Comprehensive Analysis of Cracking Causes in Thermoplastic Road Markings
1. Material Composition Deficiencies
Inadequate Resin Content: Cost-cutting strategies may reduce petroleum or rosin resin levels below the critical 18% threshold, resulting in insufficient organic matter to form a stable molecular network. Some suppliers substitute quality resin with low-grade composite titanium dioxide, significantly decreasing the elasticity of the marking material.
Absence of Anti-Freeze Additives: In colder regions, omitting sufficient plasticizers (recommended ≥3%) leads to increased brittleness at low temperatures. When binder content falls below 5%, the coating’s flexibility can drop by over 50%.
Imbalanced Aggregate Gradation: Over-concentration of quartz sand particles in the 0.3–0.5mm range (ideal range: 0.4–0.8mm) can lead to localized stress at the resin-aggregate interface. Replacing over 30% of quartz sand with mineral powder further weakens compressive strength.
2. Application Process Errors
Uncontrolled Melting Temperature: Temperatures below 180°C prevent complete resin plasticization, while exceeding 220°C can cause thermal degradation, both leading to polymer chain breakdown. Skipping the “holding phase” (less than 3 minutes of thermal stirring) can reduce material uniformity by 40%.

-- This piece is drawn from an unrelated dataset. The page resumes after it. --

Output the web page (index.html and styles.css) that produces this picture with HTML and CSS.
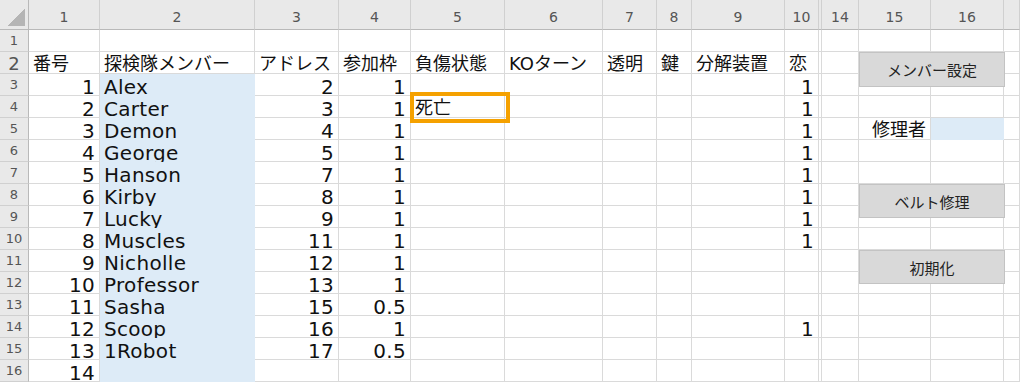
FILE: index.html
```html
<!DOCTYPE html>
<html lang="ja">
<head>
    <meta charset="UTF-8">
    <title>探検隊</title>
    <link rel="stylesheet" href="styles.css">
</head>
<body>
<div class="sheet">
    <!-- column headers -->
    <div class="row top">
        <div class="corner"></div><div>1</div><div>2</div><div>3</div><div>4</div><div>5</div><div>6</div><div>7</div><div>8</div><div>9</div><div>10</div><div class="gap"></div><div>14</div><div>15</div><div>16</div><div></div>
    </div>
    <div class="row">
        <div class="rh">1</div><div></div><div></div><div></div><div></div><div></div><div></div><div></div><div></div><div></div><div></div><div class="gap"></div><div></div><div></div><div></div><div></div>
    </div>
    <div class="row head">
        <div class="rh">2</div><div>番号</div><div>探検隊メンバー</div><div>アドレス</div><div>参加枠</div><div>負傷状態</div><div>KOターン</div><div>透明</div><div>鍵</div><div>分解装置</div><div>恋</div><div class="gap"></div><div></div><div></div><div></div><div></div>
    </div>
    <div class="row">
        <div class="rh">3</div><div class="n">1</div><div class="name">Alex</div><div class="n">2</div><div class="n">1</div><div></div><div></div><div></div><div></div><div></div><div class="n">1</div><div class="gap"></div><div></div><div></div><div></div><div></div>
    </div>
    <div class="row">
        <div class="rh">4</div><div class="n">2</div><div class="name">Carter</div><div class="n">3</div><div class="n">1</div><div class="jp">死亡</div><div></div><div></div><div></div><div></div><div class="n">1</div><div class="gap"></div><div></div><div></div><div></div><div></div>
    </div>
    <div class="row">
        <div class="rh">5</div><div class="n">3</div><div class="name">Demon</div><div class="n">4</div><div class="n">1</div><div></div><div></div><div></div><div></div><div></div><div class="n">1</div><div class="gap"></div><div></div><div class="n jp">修理者</div><div class="fill"></div><div></div>
    </div>
    <div class="row">
        <div class="rh">6</div><div class="n">4</div><div class="name">George</div><div class="n">5</div><div class="n">1</div><div></div><div></div><div></div><div></div><div></div><div class="n">1</div><div class="gap"></div><div></div><div></div><div></div><div></div>
    </div>
    <div class="row">
        <div class="rh">7</div><div class="n">5</div><div class="name">Hanson</div><div class="n">7</div><div class="n">1</div><div></div><div></div><div></div><div></div><div></div><div class="n">1</div><div class="gap"></div><div></div><div></div><div></div><div></div>
    </div>
    <div class="row">
        <div class="rh">8</div><div class="n">6</div><div class="name">Kirby</div><div class="n">8</div><div class="n">1</div><div></div><div></div><div></div><div></div><div></div><div class="n">1</div><div class="gap"></div><div></div><div></div><div></div><div></div>
    </div>
    <div class="row">
        <div class="rh">9</div><div class="n">7</div><div class="name">Lucky</div><div class="n">9</div><div class="n">1</div><div></div><div></div><div></div><div></div><div></div><div class="n">1</div><div class="gap"></div><div></div><div></div><div></div><div></div>
    </div>
    <div class="row">
        <div class="rh">10</div><div class="n">8</div><div class="name">Muscles</div><div class="n">11</div><div class="n">1</div><div></div><div></div><div></div><div></div><div></div><div class="n">1</div><div class="gap"></div><div></div><div></div><div></div><div></div>
    </div>
    <div class="row">
        <div class="rh">11</div><div class="n">9</div><div class="name">Nicholle</div><div class="n">12</div><div class="n">1</div><div></div><div></div><div></div><div></div><div></div><div></div><div class="gap"></div><div></div><div></div><div></div><div></div>
    </div>
    <div class="row">
        <div class="rh">12</div><div class="n">10</div><div class="name">Professor</div><div class="n">13</div><div class="n">1</div><div></div><div></div><div></div><div></div><div></div><div></div><div class="gap"></div><div></div><div></div><div></div><div></div>
    </div>
    <div class="row">
        <div class="rh">13</div><div class="n">11</div><div class="name">Sasha</div><div class="n">15</div><div class="n">0.5</div><div></div><div></div><div></div><div></div><div></div><div></div><div class="gap"></div><div></div><div></div><div></div><div></div>
    </div>
    <div class="row">
        <div class="rh">14</div><div class="n">12</div><div class="name">Scoop</div><div class="n">16</div><div class="n">1</div><div></div><div></div><div></div><div></div><div></div><div class="n">1</div><div class="gap"></div><div></div><div></div><div></div><div></div>
    </div>
    <div class="row">
        <div class="rh">15</div><div class="n">13</div><div class="name">1Robot</div><div class="n">17</div><div class="n">0.5</div><div></div><div></div><div></div><div></div><div></div><div></div><div class="gap"></div><div></div><div></div><div></div><div></div>
    </div>
    <div class="row">
        <div class="rh">16</div><div class="n">14</div><div class="name"></div><div></div><div></div><div></div><div></div><div></div><div></div><div></div><div></div><div class="gap"></div><div></div><div></div><div></div><div></div>
    </div>

    <!-- selected cell -->
    <div class="sel"></div>

    <!-- buttons on the sheet -->
    <div class="btn btn_miembros">メンバー設定</div>
    <div class="btn btn_reparar">ベルト修理</div>
    <div class="btn btn_reset">初期化</div>
</div>
</body>
</html>
```

FILE: styles.css
```css
* {
    box-sizing: border-box;
}

html, body {
    margin: 0;
    padding: 0;
    background-color: #fff;
}

body {
    width: 1020px;
    height: 382px;
    overflow: hidden;
    font-family: "DejaVu Sans", "Noto Sans CJK JP", sans-serif;
    color: #111;
}

.sheet {
    position: relative;
}

.row {
    display: grid;
    grid-template-columns: 29px 71px 155px 84px 72px 94px 98px 54px 35px 93px 34px 3px 37px 72px 73px 16px;
    height: 22px;
}

.row > div {
    border-right: 1px solid #dadada;
    border-bottom: 1px solid #dadada;
    white-space: nowrap;
    padding: 5px 4px 0;
    font-size: 20px;
    line-height: 16px;
    letter-spacing: 0.3px;
}

.row > .gap {
    padding: 0;
}

.row > .rh {
    padding: 1px 0 0;
    background-color: #e9e9e9;
    border-right-color: #b9b9b9;
    border-bottom-color: #d0d0d0;
    color: #555;
    font-size: 13px;
    line-height: 20px;
    letter-spacing: 0;
    text-align: center;
}

/* column header row */
.top {
    height: 30px;
}

.top > div {
    background-color: #e9e9e9;
    border-right-color: #d0d0d0 !important;
    border-bottom-color: #b9b9b9 !important;
    color: #555;
    font-size: 14px !important;
    line-height: 21px !important;
    letter-spacing: 0 !important;
    padding: 7px 0 0 !important;
    text-align: center;
}

.top > .corner {
    border-right-color: #b9b9b9 !important;
    background: linear-gradient(135deg, transparent 50%, #b5b5b5 50%) no-repeat right 3px bottom 3px / 17px 17px, #e9e9e9;
}

.head > div, .jp {
    font-size: 18px !important;
    line-height: 17px !important;
    padding-top: 3px !important;
    letter-spacing: 0 !important;
}

.n {
    text-align: right;
}

.name, .fill {
    background-color: #ddebf7;
    border-color: #ddebf7 !important;
}

.sel {
    position: absolute;
    left: 410px;
    top: 92px;
    width: 100px;
    height: 31px;
    border: 4px solid #f5a100;
}

.btn {
    position: absolute;
    left: 859px;
    width: 146px;
    height: 34px;
    background-color: #d9d9d9;
    border: 1px solid #c3c3c3;
    font-size: 15px;
    color: #222;
    display: flex;
    align-items: center;
    justify-content: center;
}

.btn_miembros {
    top: 52px;
    height: 35px;
}

.btn_reparar {
    top: 184px;
}

.btn_reset {
    top: 250px;
}
```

Insufficient Coating Thickness: On coarse asphalt surfaces, layers under 1.8mm are prone to stress-induced cracks. For structured (vibrating) markings, failing to achieve the minimum 3mm raised profile reduces crack resistance by 35%.
Poor Primer Application: Skipping primer or applying less than 200g/m² can reduce bonding strength at the interface by up to 60%, exacerbating stress transfer and promoting early cracking.
3. Environmental Temperature Effects
Cracking from Winter Shrinkage: At -30°C, if the linear contraction rate exceeds 0.12%, thermal stress may surpass the tensile strength of the coating (minimum required ≥2MPa). Laying markings on freshly poured concrete before hydration stabilizes can cause shrinkage discrepancies up to 0.3mm/m.
Base Deformation in Summer: At 60°C, asphalt may soften by up to 2mm, leading to vertical deformation gaps of over 0.5mm/m between the base and marking layer, triggering shear-induced fractures.
4. Substrate and Base Layer Issues
Reflective Crack Propagation: Base layer settlement or movement can produce cracks ≥1mm wide, which tend to transfer upward at approximately 80% of their original width, compromising the marking layer. Residual material from previous markings can also form zones of mechanical weakness.
Incompatibility with Asphalt: SBS-modified asphalt with softening points above 85°C creates thermal expansion mismatches exceeding 0.2mm/°C, necessitating customized formulations with matching elastic modulus for proper bonding and performance.